◆ **Problem requirements**
For each line below that includes the word "index", make a copy.
((
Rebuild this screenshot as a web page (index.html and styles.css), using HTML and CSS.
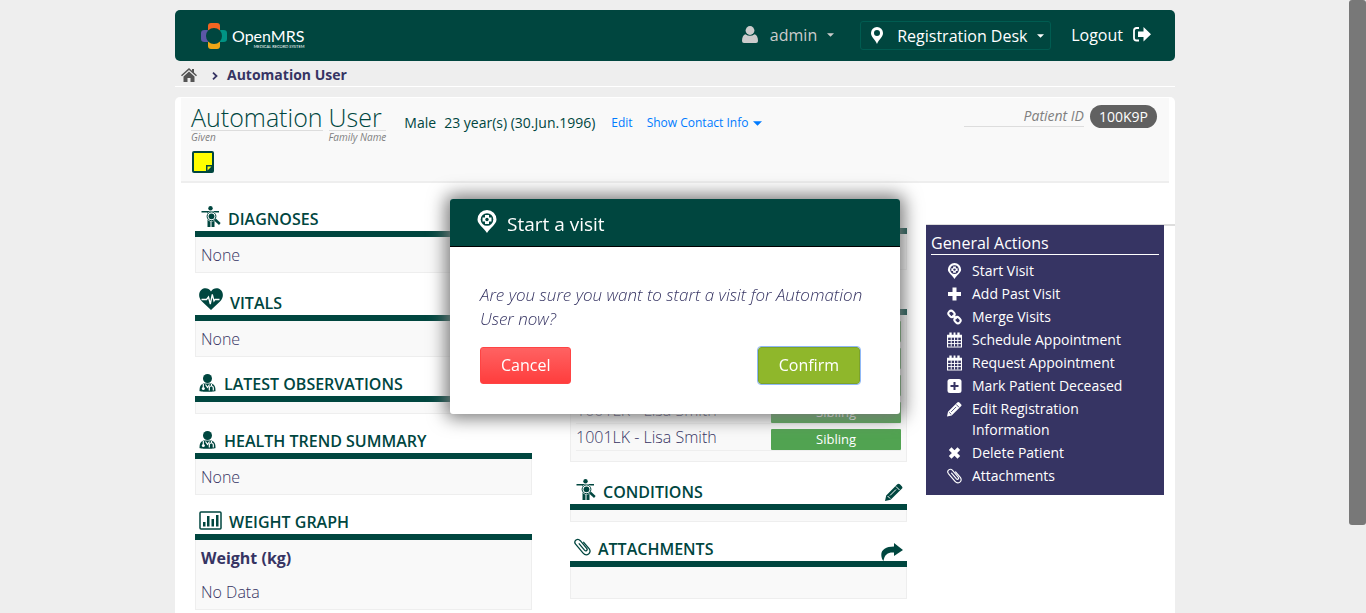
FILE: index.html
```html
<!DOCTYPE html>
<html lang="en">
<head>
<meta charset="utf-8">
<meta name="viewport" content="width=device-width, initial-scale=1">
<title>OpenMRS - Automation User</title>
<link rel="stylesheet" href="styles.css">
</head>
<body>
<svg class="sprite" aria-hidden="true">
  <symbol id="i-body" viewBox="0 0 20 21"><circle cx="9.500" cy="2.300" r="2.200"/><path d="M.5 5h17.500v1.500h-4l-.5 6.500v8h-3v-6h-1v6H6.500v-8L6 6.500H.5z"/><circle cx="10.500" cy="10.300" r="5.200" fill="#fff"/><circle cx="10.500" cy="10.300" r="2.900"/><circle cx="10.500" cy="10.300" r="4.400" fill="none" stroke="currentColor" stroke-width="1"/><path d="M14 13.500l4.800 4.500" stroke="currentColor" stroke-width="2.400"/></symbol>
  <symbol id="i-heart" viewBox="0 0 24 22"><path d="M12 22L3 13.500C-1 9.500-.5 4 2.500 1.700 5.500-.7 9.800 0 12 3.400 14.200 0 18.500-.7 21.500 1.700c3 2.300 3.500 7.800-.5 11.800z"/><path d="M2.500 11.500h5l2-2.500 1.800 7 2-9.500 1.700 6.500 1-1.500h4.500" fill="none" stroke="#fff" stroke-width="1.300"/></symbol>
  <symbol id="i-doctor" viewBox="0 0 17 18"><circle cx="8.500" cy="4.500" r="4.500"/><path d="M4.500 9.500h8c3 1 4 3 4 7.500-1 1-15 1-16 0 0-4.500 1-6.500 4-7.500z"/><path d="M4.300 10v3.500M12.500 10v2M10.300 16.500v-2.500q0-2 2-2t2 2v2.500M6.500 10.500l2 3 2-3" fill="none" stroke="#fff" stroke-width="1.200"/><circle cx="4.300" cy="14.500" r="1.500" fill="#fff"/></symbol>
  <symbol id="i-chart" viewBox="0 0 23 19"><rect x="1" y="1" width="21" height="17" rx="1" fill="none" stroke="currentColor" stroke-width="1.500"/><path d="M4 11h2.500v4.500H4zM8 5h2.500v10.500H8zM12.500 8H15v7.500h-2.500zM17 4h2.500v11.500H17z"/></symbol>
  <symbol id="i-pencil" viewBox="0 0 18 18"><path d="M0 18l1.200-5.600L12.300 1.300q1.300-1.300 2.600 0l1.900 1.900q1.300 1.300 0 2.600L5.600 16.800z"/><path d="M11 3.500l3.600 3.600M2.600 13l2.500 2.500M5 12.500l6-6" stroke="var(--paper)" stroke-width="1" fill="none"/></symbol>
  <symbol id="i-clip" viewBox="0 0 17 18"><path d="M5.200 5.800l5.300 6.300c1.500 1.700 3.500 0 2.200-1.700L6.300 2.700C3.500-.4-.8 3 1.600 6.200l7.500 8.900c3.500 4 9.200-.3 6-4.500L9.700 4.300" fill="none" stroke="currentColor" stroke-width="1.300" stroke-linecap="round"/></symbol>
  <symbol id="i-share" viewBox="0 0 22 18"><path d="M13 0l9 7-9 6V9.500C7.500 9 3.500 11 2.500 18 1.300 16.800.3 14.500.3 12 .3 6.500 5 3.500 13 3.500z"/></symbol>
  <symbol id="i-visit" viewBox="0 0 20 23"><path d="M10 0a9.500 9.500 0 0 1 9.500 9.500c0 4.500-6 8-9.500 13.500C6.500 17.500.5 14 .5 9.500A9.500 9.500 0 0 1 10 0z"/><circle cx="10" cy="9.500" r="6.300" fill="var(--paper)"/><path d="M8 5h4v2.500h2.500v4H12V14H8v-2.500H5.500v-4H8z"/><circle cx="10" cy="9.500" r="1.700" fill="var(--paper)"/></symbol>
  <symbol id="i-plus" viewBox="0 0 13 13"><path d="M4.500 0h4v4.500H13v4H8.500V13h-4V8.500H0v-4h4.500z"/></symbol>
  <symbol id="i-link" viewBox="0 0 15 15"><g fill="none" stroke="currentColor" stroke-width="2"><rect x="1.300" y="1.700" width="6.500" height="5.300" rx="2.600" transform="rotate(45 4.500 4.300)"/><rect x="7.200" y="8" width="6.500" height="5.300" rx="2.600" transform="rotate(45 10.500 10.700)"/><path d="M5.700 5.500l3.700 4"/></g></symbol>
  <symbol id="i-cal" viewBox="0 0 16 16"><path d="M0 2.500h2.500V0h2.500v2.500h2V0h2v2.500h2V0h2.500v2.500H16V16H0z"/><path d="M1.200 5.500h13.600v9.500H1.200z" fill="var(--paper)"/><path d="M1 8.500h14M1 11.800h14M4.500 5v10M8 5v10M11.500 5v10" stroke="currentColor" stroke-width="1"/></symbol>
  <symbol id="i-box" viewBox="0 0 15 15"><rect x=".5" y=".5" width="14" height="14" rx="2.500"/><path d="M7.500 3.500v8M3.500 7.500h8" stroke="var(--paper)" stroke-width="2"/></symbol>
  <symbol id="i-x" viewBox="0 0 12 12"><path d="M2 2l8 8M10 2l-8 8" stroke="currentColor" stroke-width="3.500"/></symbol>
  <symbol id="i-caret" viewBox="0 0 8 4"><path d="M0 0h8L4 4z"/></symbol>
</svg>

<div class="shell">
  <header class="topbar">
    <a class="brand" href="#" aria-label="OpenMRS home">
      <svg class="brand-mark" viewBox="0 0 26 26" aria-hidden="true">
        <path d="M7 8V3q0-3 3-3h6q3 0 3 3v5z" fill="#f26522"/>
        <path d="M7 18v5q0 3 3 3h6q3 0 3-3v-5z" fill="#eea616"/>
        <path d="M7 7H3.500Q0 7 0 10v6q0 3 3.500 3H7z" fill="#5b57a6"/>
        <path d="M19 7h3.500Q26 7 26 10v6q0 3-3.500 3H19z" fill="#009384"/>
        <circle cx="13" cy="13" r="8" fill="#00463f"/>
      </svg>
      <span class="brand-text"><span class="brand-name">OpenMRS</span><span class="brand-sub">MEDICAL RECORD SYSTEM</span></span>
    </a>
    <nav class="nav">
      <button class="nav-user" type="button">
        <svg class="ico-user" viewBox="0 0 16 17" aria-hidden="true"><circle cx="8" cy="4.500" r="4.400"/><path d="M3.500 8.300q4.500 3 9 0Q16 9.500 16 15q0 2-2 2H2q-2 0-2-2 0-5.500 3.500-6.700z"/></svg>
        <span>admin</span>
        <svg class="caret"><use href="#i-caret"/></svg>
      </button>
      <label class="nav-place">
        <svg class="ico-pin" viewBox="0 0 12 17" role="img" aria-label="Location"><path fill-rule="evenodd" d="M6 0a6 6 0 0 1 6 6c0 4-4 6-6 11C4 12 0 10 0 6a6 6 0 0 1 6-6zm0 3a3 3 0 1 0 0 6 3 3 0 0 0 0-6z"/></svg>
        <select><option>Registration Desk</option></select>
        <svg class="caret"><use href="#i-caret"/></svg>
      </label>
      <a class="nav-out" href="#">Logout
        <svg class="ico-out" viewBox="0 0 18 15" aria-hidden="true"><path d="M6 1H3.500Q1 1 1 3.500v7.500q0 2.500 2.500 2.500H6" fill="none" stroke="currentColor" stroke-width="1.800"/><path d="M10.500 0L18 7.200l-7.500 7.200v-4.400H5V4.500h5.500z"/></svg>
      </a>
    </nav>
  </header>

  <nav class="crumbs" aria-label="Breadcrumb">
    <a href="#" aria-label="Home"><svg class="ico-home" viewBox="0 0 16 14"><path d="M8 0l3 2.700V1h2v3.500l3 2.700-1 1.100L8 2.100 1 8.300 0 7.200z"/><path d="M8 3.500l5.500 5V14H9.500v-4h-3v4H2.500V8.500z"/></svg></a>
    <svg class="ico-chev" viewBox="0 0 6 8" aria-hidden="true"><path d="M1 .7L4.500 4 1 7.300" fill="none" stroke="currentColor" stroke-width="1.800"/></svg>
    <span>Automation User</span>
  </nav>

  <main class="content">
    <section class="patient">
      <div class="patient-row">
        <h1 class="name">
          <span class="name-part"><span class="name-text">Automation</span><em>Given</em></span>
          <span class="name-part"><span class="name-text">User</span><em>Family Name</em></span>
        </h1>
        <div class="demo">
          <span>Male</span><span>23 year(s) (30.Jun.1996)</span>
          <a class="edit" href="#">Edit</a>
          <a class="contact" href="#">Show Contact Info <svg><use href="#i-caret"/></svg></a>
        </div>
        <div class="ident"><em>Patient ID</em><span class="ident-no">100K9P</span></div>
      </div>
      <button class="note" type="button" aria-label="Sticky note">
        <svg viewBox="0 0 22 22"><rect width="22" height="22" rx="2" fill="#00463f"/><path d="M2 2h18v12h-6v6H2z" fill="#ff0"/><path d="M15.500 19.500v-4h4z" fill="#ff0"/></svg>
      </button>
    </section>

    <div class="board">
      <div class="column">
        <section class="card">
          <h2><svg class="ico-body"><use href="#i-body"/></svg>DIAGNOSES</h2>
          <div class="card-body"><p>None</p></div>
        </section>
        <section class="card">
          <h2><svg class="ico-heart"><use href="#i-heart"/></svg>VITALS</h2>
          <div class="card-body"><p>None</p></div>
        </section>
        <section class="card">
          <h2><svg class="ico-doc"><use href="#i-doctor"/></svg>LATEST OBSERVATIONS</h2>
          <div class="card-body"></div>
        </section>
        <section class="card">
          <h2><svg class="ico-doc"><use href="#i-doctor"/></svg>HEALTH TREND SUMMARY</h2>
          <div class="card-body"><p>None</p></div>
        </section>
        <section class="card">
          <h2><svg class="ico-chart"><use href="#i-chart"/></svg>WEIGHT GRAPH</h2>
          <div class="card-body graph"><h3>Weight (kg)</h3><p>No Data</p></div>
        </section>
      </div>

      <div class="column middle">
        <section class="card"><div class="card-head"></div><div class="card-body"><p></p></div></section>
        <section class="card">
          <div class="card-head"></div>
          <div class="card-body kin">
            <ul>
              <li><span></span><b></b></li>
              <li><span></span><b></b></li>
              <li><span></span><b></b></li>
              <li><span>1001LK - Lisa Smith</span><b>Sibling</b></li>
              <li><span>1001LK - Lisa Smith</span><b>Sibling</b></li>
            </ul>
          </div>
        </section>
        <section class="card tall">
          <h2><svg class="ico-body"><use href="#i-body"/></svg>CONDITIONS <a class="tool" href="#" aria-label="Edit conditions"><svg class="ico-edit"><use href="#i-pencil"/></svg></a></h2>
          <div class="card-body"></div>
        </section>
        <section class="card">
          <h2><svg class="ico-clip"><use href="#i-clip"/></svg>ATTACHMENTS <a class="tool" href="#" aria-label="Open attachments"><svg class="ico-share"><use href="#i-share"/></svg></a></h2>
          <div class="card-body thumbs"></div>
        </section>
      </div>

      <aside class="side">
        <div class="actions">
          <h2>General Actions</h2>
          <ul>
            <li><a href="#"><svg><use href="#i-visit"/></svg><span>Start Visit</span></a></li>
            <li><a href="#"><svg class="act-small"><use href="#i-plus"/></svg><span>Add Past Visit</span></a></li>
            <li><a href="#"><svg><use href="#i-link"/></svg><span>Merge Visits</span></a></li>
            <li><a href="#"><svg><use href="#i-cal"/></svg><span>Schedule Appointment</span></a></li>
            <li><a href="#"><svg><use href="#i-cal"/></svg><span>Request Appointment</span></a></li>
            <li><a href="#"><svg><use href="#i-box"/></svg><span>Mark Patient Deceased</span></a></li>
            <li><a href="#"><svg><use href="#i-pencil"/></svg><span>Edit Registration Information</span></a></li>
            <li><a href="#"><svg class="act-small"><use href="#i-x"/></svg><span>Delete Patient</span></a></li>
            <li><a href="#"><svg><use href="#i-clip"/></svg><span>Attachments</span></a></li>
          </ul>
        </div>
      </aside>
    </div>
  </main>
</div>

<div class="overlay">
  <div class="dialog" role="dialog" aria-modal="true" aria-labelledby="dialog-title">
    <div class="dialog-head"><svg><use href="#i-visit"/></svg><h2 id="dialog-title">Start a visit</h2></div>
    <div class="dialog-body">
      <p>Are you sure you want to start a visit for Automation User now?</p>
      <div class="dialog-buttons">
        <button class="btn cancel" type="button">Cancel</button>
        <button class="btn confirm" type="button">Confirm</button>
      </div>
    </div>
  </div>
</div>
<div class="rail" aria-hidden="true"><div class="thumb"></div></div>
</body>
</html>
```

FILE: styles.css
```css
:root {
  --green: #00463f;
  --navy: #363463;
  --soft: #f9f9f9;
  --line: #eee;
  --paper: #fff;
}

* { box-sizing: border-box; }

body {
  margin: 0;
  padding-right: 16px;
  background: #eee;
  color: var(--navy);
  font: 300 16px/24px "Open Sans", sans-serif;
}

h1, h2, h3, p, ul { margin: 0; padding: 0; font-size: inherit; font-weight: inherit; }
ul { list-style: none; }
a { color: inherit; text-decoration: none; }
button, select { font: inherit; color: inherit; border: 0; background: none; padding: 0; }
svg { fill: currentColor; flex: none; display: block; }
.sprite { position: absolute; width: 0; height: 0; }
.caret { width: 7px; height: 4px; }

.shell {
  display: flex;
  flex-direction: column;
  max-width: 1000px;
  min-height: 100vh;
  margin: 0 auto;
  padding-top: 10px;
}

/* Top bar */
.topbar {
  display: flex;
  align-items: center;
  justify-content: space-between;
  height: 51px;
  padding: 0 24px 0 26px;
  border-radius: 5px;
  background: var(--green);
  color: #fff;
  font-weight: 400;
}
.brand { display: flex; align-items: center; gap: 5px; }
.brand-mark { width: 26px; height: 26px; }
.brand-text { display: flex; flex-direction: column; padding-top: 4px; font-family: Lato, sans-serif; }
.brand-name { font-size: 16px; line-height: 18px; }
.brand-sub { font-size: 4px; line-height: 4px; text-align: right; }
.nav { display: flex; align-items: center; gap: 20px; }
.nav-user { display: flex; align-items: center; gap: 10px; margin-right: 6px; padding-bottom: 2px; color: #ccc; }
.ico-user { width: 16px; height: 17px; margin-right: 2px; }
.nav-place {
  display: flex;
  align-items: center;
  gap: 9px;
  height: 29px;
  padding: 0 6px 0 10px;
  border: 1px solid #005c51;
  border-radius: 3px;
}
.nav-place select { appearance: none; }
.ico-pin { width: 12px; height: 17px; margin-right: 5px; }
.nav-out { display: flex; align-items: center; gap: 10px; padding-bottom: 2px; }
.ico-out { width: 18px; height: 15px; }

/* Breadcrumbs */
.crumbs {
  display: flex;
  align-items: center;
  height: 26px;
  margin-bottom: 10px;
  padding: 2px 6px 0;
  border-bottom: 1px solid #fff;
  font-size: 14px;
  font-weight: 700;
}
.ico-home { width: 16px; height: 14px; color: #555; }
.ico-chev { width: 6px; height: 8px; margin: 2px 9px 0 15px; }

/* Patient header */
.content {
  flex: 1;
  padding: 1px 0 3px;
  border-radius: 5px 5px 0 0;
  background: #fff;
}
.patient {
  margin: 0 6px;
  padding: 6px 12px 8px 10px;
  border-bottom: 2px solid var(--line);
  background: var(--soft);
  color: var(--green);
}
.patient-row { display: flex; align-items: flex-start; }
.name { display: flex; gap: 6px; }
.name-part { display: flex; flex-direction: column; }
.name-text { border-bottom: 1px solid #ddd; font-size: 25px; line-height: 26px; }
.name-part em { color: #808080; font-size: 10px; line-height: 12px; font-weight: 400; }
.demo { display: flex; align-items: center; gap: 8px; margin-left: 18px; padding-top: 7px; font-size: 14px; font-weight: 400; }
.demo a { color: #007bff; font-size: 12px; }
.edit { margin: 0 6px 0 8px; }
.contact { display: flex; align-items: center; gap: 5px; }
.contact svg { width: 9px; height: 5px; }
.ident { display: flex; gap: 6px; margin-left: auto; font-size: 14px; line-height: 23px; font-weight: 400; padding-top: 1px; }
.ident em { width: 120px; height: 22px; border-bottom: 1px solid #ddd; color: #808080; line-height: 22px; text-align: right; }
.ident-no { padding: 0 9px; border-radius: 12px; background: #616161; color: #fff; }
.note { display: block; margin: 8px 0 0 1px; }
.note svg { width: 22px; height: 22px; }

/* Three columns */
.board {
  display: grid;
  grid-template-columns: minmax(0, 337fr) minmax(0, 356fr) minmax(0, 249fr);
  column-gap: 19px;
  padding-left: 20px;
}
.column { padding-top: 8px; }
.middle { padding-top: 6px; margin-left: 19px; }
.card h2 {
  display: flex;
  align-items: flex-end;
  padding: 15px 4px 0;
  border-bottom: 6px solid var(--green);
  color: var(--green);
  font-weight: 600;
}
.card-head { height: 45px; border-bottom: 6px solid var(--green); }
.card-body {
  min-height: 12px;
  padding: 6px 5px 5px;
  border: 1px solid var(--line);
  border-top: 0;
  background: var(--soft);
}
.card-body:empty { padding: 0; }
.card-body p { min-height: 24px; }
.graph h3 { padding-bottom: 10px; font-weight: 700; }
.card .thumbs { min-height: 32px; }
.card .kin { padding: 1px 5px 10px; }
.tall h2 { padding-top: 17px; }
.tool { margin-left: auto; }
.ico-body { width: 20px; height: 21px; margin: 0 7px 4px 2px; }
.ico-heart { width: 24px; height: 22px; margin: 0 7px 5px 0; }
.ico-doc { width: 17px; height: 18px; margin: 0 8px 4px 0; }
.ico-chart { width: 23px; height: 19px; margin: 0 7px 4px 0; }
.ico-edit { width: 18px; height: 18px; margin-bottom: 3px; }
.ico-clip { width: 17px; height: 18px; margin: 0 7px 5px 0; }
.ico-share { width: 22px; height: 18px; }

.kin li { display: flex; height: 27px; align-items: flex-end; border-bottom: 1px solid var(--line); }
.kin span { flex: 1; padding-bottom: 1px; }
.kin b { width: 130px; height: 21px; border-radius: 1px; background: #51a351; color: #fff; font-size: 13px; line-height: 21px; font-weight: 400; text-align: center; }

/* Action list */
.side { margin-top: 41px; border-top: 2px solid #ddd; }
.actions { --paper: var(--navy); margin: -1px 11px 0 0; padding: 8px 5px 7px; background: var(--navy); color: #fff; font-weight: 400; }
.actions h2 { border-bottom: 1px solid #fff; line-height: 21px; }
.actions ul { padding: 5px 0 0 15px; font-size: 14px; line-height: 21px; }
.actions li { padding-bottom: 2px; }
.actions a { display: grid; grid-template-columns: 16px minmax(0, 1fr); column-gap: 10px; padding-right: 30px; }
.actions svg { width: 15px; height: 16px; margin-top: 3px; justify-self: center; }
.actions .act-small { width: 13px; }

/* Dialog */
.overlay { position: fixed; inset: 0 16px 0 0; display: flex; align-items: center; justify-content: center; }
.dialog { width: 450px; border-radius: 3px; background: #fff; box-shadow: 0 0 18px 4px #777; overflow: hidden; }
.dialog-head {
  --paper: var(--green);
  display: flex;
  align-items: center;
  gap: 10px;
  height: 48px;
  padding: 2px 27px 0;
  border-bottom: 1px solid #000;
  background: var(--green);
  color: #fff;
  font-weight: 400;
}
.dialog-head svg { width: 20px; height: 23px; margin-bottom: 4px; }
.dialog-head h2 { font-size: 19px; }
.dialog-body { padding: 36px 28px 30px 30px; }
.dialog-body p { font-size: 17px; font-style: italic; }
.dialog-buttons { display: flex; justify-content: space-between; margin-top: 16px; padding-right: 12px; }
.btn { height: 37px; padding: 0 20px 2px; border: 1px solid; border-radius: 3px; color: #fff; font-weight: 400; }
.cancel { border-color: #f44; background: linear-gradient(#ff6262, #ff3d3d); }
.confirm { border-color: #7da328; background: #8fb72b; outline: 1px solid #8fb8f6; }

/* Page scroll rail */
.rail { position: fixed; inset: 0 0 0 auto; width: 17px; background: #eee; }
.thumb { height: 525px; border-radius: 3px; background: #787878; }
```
))
◆ **Response to this task**
Rebuild this screenshot as a web page (index.html and styles.css), using HTML and CSS.
FILE: index.html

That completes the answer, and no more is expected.